Cataract surgery
Maybe you have heard of it. Probably you or a relative you know has even been through it. Piece of cake? Yep…usually. There are plenty of surgeries, though, where things go awry as the eye is delicate and surgery can be unpredictable. Thing is most of the time it is smooth sailing. That is what patients want. That is what doctors want. Sometimes patients are saved from what they cannot imagine.
This week as my senior ophthalmology resident1 and I sat down to one of our cataract cases and pulled over the microscope a little warning bell rang in my head. Some of you might want to know what that warning bell was, but let’s just say it looked like the patient’s eye had been injured. The extra dilation the patient had for cataract surgery showed me a thing or two that was not evident in clinic. Doing cataract surgery on an eye that has been injured often goes well, but the word often is not the same as always, is it?
Usually when we are doing cataract surgery the case will run 10 to 20 minutes. This case ran closer to 90. There were pauses and thoughts, extra steps and hardware, on and on. At some points it would seem dismal and my mind would think things like, “Well, tomorrow I will send him off to a retina surgeon.” That’s what we do with certain complications. At other points optimism would raise its smiling head. Then pessimism would frown out in weariness. Then hope. As step by step was plodded through eventually it turned out with a Yay! Awesome! Whew! I had a dim hope somewhere it would come out like this, but to find the trials of surgery to wind up leading through the door of success is better than hope.
The docs and staff that were part of this victory all sort of got it, and then guess what? We take the drapes down, clean up the area around the eye, put some drops in, a patch on and send them to the recovery room.
All who are part of something like this have their own perspective. Some probably figure, “Man, they are lucky.” Others figure, “Whatever, some cases take longer.” I am in a different mode. I am thankful. Sometimes I pray during cases like this. When I look at the person who has just come through a thing like this it is a bit weird. I want them to know that the thing was successful. Somehow I want them to join with me and with us in happiness over what could have been so much different, but all I can really say are things like, “You did very well. It seemed like your eye may have been injured which made the surgery tricky, but all came out fine.”

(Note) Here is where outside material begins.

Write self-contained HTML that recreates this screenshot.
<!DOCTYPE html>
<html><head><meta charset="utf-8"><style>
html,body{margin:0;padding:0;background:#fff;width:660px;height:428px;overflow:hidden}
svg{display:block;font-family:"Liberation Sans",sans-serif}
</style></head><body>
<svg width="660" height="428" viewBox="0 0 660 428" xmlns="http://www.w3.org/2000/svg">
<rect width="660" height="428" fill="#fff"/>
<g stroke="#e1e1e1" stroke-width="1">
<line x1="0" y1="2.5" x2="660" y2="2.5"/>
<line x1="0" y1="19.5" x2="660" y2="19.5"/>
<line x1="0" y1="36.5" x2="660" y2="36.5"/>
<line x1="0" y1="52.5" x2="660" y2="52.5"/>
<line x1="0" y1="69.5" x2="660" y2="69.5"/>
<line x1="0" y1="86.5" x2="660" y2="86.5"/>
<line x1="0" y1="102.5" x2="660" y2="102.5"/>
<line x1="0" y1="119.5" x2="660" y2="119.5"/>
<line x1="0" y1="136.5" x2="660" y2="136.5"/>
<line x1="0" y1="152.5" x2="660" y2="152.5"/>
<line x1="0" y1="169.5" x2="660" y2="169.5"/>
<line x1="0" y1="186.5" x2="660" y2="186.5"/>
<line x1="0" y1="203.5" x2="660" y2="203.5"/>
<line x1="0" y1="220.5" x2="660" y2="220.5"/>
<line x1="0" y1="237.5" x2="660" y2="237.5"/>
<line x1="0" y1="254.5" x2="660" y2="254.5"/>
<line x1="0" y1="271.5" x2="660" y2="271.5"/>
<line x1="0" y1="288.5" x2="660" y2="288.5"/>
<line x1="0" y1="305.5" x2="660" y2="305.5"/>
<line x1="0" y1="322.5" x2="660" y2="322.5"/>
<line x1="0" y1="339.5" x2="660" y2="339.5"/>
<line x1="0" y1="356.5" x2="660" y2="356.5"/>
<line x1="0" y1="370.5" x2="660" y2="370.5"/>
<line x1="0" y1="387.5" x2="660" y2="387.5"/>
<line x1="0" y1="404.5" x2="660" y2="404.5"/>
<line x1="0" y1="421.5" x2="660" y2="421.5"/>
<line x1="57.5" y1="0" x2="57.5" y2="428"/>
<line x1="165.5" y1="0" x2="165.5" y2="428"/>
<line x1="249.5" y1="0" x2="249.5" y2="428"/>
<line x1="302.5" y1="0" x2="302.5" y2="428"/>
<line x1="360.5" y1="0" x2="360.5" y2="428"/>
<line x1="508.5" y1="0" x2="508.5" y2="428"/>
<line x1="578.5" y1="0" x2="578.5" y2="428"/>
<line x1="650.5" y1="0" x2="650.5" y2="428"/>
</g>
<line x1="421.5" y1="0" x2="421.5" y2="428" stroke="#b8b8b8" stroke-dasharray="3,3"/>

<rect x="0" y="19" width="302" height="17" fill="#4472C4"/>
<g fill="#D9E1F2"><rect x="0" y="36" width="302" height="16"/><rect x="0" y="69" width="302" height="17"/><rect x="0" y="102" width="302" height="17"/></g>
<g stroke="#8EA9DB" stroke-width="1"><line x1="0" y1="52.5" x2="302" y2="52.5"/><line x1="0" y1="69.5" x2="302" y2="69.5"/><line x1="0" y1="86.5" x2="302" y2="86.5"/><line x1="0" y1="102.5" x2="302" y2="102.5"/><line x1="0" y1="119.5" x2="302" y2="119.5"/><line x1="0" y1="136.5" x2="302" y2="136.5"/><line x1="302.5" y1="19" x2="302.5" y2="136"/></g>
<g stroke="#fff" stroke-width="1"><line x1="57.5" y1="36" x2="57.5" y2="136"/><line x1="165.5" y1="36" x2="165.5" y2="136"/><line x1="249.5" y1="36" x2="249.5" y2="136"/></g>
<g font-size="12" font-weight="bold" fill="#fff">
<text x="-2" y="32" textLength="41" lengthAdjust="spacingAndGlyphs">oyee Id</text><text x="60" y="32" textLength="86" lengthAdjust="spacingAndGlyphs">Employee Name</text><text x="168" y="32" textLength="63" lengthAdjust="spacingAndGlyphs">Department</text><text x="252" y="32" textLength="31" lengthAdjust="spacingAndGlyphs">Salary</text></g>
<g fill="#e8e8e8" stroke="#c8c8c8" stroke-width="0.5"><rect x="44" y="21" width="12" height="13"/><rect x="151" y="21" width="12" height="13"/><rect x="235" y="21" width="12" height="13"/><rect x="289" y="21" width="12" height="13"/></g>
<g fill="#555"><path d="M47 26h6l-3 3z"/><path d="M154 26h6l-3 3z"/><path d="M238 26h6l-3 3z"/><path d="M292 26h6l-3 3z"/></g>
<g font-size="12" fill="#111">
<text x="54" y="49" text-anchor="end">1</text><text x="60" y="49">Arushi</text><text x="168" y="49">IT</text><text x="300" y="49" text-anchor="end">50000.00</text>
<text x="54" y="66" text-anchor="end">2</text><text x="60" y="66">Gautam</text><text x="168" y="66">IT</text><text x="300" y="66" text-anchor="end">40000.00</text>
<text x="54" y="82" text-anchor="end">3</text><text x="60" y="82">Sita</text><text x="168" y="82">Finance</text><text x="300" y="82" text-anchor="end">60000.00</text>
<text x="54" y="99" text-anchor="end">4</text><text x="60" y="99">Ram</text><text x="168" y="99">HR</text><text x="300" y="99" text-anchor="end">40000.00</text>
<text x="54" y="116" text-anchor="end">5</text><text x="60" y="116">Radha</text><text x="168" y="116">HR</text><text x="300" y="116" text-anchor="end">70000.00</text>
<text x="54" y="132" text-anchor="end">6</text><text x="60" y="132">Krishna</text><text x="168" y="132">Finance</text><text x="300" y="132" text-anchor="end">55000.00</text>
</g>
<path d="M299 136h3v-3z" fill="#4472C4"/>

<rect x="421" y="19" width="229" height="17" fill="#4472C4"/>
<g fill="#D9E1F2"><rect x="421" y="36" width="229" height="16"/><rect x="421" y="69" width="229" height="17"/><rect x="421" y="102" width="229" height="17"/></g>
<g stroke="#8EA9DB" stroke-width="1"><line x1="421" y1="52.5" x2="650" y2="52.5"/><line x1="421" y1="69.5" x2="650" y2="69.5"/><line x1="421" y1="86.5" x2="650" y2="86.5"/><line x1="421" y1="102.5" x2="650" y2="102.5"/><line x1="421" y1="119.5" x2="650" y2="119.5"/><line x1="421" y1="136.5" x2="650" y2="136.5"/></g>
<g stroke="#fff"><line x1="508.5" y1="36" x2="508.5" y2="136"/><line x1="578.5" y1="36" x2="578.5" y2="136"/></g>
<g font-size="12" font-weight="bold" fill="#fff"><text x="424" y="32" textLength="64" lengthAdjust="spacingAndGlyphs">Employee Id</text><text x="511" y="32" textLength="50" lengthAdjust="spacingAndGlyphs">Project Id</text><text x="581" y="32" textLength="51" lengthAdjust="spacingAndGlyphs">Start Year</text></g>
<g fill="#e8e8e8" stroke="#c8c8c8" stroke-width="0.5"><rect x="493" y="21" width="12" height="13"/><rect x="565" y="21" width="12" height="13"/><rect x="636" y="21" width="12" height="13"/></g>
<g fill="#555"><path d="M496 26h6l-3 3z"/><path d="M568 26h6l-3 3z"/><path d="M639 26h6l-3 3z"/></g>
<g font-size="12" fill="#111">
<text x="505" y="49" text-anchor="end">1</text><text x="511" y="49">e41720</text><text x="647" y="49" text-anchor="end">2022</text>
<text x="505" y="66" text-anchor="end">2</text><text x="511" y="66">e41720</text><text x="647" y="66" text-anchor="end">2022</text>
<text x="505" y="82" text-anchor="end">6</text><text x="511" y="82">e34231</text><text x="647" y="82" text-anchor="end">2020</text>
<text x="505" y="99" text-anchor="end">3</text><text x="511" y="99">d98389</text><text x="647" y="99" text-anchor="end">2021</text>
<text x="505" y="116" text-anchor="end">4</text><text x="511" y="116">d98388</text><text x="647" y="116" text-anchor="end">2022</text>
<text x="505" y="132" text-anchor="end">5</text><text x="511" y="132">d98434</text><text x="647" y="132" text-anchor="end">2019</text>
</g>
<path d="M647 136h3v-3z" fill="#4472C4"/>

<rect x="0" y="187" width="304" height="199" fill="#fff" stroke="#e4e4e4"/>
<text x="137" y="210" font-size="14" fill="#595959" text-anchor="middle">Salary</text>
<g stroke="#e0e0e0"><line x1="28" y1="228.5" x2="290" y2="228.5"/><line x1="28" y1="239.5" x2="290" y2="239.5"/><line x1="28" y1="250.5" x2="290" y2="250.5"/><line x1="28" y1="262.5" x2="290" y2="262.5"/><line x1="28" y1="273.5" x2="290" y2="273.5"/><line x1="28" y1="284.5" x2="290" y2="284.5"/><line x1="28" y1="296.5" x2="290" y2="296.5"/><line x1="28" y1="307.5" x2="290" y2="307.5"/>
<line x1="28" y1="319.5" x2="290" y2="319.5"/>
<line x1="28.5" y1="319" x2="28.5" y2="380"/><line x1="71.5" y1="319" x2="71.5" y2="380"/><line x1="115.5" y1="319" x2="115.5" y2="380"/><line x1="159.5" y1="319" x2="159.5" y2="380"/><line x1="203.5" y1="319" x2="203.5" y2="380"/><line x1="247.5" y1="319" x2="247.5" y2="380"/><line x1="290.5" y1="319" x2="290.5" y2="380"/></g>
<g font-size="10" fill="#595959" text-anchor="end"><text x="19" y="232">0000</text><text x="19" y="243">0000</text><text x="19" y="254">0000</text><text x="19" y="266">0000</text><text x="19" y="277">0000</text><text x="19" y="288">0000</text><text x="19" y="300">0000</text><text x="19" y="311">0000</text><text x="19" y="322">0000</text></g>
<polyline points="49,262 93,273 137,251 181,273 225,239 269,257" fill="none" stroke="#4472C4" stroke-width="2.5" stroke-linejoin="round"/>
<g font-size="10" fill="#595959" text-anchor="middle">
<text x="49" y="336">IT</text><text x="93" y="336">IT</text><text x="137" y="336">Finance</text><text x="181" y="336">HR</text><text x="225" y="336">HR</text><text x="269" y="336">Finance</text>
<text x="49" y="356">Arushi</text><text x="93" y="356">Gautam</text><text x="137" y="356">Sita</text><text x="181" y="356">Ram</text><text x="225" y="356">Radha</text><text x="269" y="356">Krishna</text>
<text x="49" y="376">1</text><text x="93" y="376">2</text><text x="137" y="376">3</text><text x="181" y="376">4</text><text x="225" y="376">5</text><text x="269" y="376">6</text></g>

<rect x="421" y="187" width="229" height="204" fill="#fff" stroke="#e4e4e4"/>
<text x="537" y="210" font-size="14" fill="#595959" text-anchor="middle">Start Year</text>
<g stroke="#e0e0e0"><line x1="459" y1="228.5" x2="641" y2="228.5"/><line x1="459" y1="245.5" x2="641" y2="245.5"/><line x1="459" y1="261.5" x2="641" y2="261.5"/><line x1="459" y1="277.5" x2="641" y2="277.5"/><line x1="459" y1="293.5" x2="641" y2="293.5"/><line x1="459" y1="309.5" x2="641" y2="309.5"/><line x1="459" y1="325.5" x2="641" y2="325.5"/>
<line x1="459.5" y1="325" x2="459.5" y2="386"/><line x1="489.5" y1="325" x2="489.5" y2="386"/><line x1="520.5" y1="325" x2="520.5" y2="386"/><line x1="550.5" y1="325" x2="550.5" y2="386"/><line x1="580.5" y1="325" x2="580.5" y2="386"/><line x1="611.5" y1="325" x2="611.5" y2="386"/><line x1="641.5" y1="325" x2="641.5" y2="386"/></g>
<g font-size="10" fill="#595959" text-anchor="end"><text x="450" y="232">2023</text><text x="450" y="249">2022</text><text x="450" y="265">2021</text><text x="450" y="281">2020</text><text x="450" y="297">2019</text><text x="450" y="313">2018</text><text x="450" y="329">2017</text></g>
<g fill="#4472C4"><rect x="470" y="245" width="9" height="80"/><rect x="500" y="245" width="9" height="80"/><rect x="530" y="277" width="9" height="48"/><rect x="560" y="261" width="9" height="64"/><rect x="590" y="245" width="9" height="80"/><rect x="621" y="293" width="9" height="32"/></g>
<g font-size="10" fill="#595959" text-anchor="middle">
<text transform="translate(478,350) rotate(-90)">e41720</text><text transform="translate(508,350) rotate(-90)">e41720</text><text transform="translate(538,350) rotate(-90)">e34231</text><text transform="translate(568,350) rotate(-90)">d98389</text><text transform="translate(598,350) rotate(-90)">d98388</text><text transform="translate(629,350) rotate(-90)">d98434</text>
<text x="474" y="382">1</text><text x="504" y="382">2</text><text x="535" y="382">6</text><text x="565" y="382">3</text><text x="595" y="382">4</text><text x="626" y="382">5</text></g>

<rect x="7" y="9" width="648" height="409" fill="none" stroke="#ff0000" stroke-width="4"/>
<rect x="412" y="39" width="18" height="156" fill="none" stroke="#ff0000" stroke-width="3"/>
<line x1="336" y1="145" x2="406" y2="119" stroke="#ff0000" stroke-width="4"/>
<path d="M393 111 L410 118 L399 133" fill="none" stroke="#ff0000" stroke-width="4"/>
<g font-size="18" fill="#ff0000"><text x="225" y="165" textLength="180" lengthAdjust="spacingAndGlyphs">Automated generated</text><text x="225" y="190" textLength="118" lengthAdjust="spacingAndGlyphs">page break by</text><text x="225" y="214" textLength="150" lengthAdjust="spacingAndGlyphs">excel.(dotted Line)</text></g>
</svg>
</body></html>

That person should see happily ever after, but getting to their happily ever after was a thing they will never really understand. It was anti-climactic for them. Things could have been so much different. Instead, right now, they are out going about their activities, none-the-worse-for-wear nor privy to that hour and more I was in the throes of it.

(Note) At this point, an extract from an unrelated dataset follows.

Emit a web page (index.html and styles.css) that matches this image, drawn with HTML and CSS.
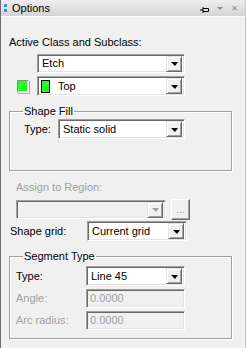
FILE: index.html
```html
<!DOCTYPE html>
<html lang="en">
<head>
    <meta charset="UTF-8">
    <title>Options</title>
    <link rel="stylesheet" href="styles.css">
</head>
<body>
    <div class="panel">

        <div class="titlebar">
            <span class="grip"></span>
            <span class="title">Options</span>
            <span class="tools">
                <svg class="pin" width="9" height="6" viewBox="0 0 9 6"><path d="M0 3H3M3 0V6M3 1.5H8.5V4.5H3" fill="none" stroke="#000" stroke-width="1"/></svg>
                <span class="menu-arrow"></span>
                <span class="close">✕</span>
            </span>
        </div>

        <div class="content">
            <div class="label">Active Class and Subclass:</div>

            <div class="class-rows">
                <div class="combo combo-class">
                    <span class="value">Etch</span>
                    <span class="drop"><i></i></span>
                </div>
                <div class="subclass-row">
                    <span class="swatch-btn"><span></span></span>
                    <div class="combo combo-class">
                        <span class="value"><span class="chip"></span>Top</span>
                        <span class="drop"><i></i></span>
                    </div>
                </div>
            </div>

            <fieldset class="group fill-group">
                <legend>Shape Fill</legend>
                <div class="field fill-field">
                    <span>Type:</span>
                    <div class="combo">
                        <span class="value">Static solid</span>
                        <span class="drop"><i></i></span>
                    </div>
                </div>
            </fieldset>

            <div class="label disabled region-label">Assign to Region:</div>
            <div class="region-row">
                <div class="combo combo-off">
                    <span class="value"></span>
                    <span class="drop"><i></i></span>
                </div>
                <span class="dots">...</span>
            </div>

            <div class="field grid-field">
                <span>Shape grid:</span>
                <div class="combo">
                    <span class="value">Current grid</span>
                    <span class="drop"><i></i></span>
                </div>
            </div>

            <fieldset class="group segment-group">
                <legend>Segment Type</legend>
                <div class="field">
                    <span>Type:</span>
                    <div class="combo">
                        <span class="value">Line 45</span>
                        <span class="drop"><i></i></span>
                    </div>
                </div>
                <div class="field">
                    <span class="disabled">Angle:</span>
                    <div class="textbox">0.0000</div>
                </div>
                <div class="field">
                    <span class="disabled">Arc radius:</span>
                    <div class="textbox">0.0000</div>
                </div>
            </fieldset>
        </div>

    </div>
</body>
</html>
```

FILE: styles.css
```css
:root {
    --face: #f0f0f0;
    --shadow: #a0a0a0;
    --dark: #696969;
    --light: #e3e3e3;
    --gray-text: #a0a0a0;
    --green: #22ff22;
}

body {
    margin: 0;
    font-family: "Liberation Sans", Arial, sans-serif;
    font-size: 11px;
    line-height: 13px;
    color: #000;
    background-color: var(--face);
}

.panel {
    width: 246px;
    height: 348px;
    box-sizing: border-box;
    border-left: 1px solid #6d6d6d;
    border-right: 1px solid #c8c8c8;
    background-color: var(--face);
    overflow: hidden;
}

/* title bar */
.titlebar {
    height: 16px;
    display: flex;
    align-items: center;
    background: linear-gradient(#eeeeee, #d4d4d4);
    border-bottom: 1px solid #f8f8f8;
}

.grip {
    width: 3px;
    height: 8px;
    margin: 0 5px 0 3px;
    background: linear-gradient(#3d8ef0 0 3px, transparent 3px 5px, #3d8ef0 5px);
}

.title {
    flex: 1;
    font-size: 11px;
}

.tools {
    display: flex;
    align-items: center;
    gap: 8px;
    margin-right: 7px;
}

.pin {
    margin-top: 3px;
}

.menu-arrow {
    width: 0;
    height: 0;
    border-left: 3px solid transparent;
    border-right: 3px solid transparent;
    border-top: 3px solid #8a8a8a;
}

.close {
    color: #8a8a8a;
    font-size: 8px;
    font-weight: bold;
    font-family: "DejaVu Sans", sans-serif;
}

/* body */
.content {
    padding: 19px 0 0 8px;
}

.label {
    height: 13px;
}

.disabled {
    color: var(--gray-text);
}

/* sunken controls */
.combo,
.textbox {
    height: 20px;
    box-sizing: border-box;
    border: 1px solid;
    border-color: var(--shadow) #fff #fff var(--shadow);
    box-shadow: inset 1px 1px var(--dark), inset -1px -1px var(--light);
    background-color: #fff;
    display: flex;
    align-items: center;
    padding: 2px;
}

.combo .value {
    flex: 1;
    display: flex;
    align-items: center;
    padding-left: 2px;
    white-space: nowrap;
}

.drop {
    width: 16px;
    height: 16px;
    box-sizing: border-box;
    border: 1px solid;
    border-color: var(--light) var(--dark) var(--dark) var(--light);
    box-shadow: inset 1px 1px #fff, inset -1px -1px var(--shadow);
    background-color: var(--face);
    display: flex;
    align-items: center;
    justify-content: center;
}

.drop i {
    width: 0;
    height: 0;
    border-left: 4px solid transparent;
    border-right: 3px solid transparent;
    border-top: 4px solid #000;
    margin-top: 1px;
}

.combo-off {
    background-color: var(--face);
}

.combo-off .drop i {
    border-top-color: var(--gray-text);
}

.textbox {
    background-color: var(--face);
    color: var(--gray-text);
    padding-left: 3px;
}

/* class / subclass */
.class-rows {
    margin: 5px 0 0 28px;
    display: flex;
    flex-direction: column;
    gap: 3px;
}

.combo-class {
    width: 148px;
}

.class-rows > .combo-class {
    height: 19px;
}

.subclass-row {
    display: flex;
    align-items: center;
    margin-left: -20px;
    gap: 8px;
}

.swatch-btn {
    width: 12px;
    height: 13px;
    box-sizing: border-box;
    border: 1px solid;
    border-color: #8a8a8a #fff #fff #8a8a8a;
    box-shadow: 1px 1px #a8a8a8;
    display: flex;
}

.swatch-btn span {
    flex: 1;
    background-color: var(--green);
    border-right: 1px solid #fff;
    border-bottom: 1px solid #fff;
}

.chip {
    width: 9px;
    height: 13px;
    box-sizing: border-box;
    border: 1px solid #000;
    background-color: var(--green);
    margin: 0 8px 0 -1px;
}

/* group boxes */
.group {
    width: 223px;
    box-sizing: border-box;
    margin: 0;
    padding: 0 0 0 6px;
    border: 1px solid var(--shadow);
    box-shadow: inset 1px 1px #fff, 1px 1px #fff;
}

.group legend {
    padding: 0 1px;
    margin-left: 7px;
    font-size: 11px;
    line-height: 13px;
}

.fill-group {
    margin-top: 9px;
    height: 66px;
}

.field {
    display: grid;
    grid-template-columns: 70px 99px;
    align-items: center;
}

.fill-field {
    grid-template-columns: 34px 127px;
    margin-top: 1px;
    margin-left: 8px;
}

.segment-group {
    margin-top: 9px;
    height: 89px;
}

.segment-group .field {
    margin-bottom: 3px;
}

.segment-group .field:first-of-type {
    margin-top: 3px;
    margin-bottom: 3px;
}

.segment-group .textbox {
    height: 19px;
}

/* region */
.region-label {
    margin-top: 10px;
    margin-left: 7px;
}

.region-row {
    display: flex;
    align-items: center;
    gap: 5px;
    margin: 5px 0 0 7px;
}

.region-row .combo {
    width: 150px;
    height: 19px;
}

.dots {
    width: 19px;
    height: 21px;
    box-sizing: border-box;
    border: 1px solid;
    border-color: #fff var(--dark) var(--dark) #fff;
    box-shadow: inset -1px -1px var(--shadow);
    color: var(--gray-text);
    font-size: 11px;
    line-height: 11px;
    display: flex;
    align-items: center;
    justify-content: center;
}

.grid-field {
    grid-template-columns: 77px 100px;
    margin-top: 1px;
    margin-left: 1px;
}
```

What’s the point? We are saved from what we cannot imagine
God drew a parallel in my mind. On the cross Jesus struggled, but you know what? I bet I don’t know the half of it, or quarter of it, or thousandth or millionth of it. Not only am I naive to what he went through, but also I don’t know what badness I was rescued from. I get to be out living a life with hope and blessing, and it can seem rather anti-climactic. Thing is, Jesus went through what I cannot imagine in order that I don’t have to experience what I cannot imagine.
Maybe by drawing an analogy like this I can be a little more thankful. The surgery gave me pause. These God-thoughts give me pause.

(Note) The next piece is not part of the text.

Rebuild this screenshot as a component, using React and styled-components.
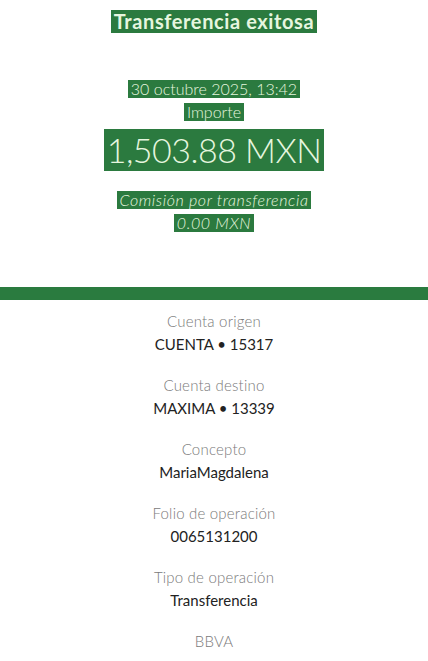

In the New International Version of the Bible Psalm 50:15 says, “…call on me in the day of trouble; I will deliver you, and you will honor me.” God was honored in the OR this week, and hopefully he will be honored by this little testimony.
DF says
Thank you for sharing this spiritual aspect of a case. This makes me think back on my last several years and what they could have been had God not been in my life leading me, guiding my moves, and blessing me. Psalm 50:15 seems to be a constant for me in life and I have much honoring to do because of Him.